British Championship Best lifter Awards 6

European Championship Best Lifter Awards 1

World Records 3

British Records 4

===Gay Games===
Morgan competed in several Gay Games, an event mainly for gay sportspeople. He won silver in Amsterdam 1998, gold in Sydney 2002 four golds in Chicago 2006 and Gold in Cologne 2010. He holds Gay Games records in squat, deadlift and overall poundage in the 75 kilo class and in the 82.5 kilo class he holds records in squat, deadlift and overall poundage.

===LGBT Powerlifting Union - LGBT International Powerlifting Championships===
Chris Morgan was the Co-President of the LGBT Powerlifting Union between 2017 and 2023 and was the Meet Director for the LGBT International Powerlifting Championships that happened in 2017, 2018, 2019 and 2022.

In July 2018, Morgan was awarded a Lifetime achievement award by the lifters of LGBT IPC for his service and commitment by the LGBT Powerlifting community.

In May 2023, Morgan moved to the position of Founding President, with the original objectives of the LGBTPU achieved in restoring the sport of Powerlifting back to the Gay Games.

==Personal life and activism==
Chris Morgan is openly gay.
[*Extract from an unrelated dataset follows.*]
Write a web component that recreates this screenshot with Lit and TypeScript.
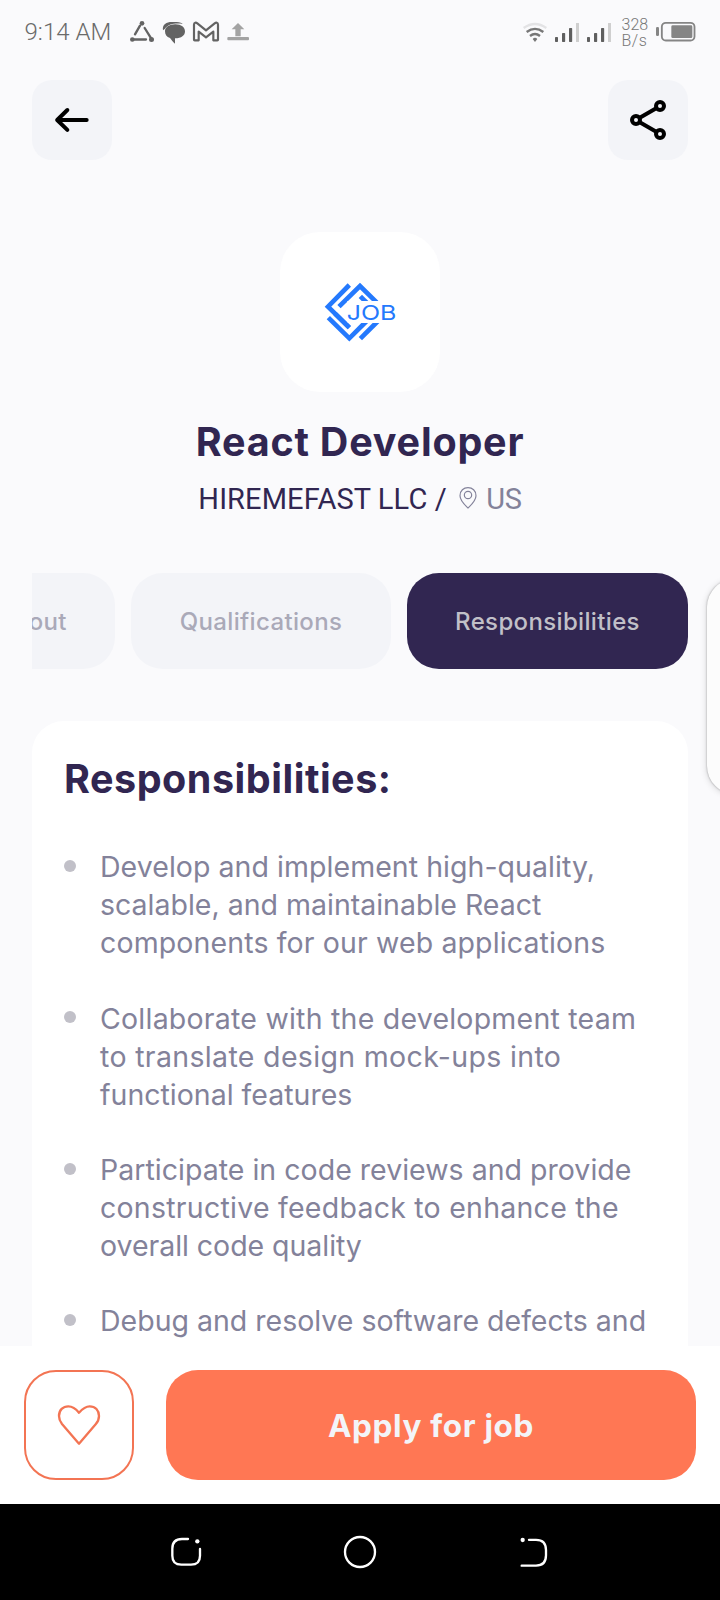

He supports a number of charities and sports organizations. In 2004, he became a global ambassador to the Federation of Gay Games.

Morgan was a member of the Football Association's Advisory Group on Homophobia from 2004 to 2008 and was sponsored by sportswear manufacturer Umbro between 2004 and 2006. With Umbro, he was the first person to be permitted by the Football Association to wear the official England national football team kit, other than the team itself.

In 2015, he was inducted into the National Gay and Lesbian Sports Hall of Fame.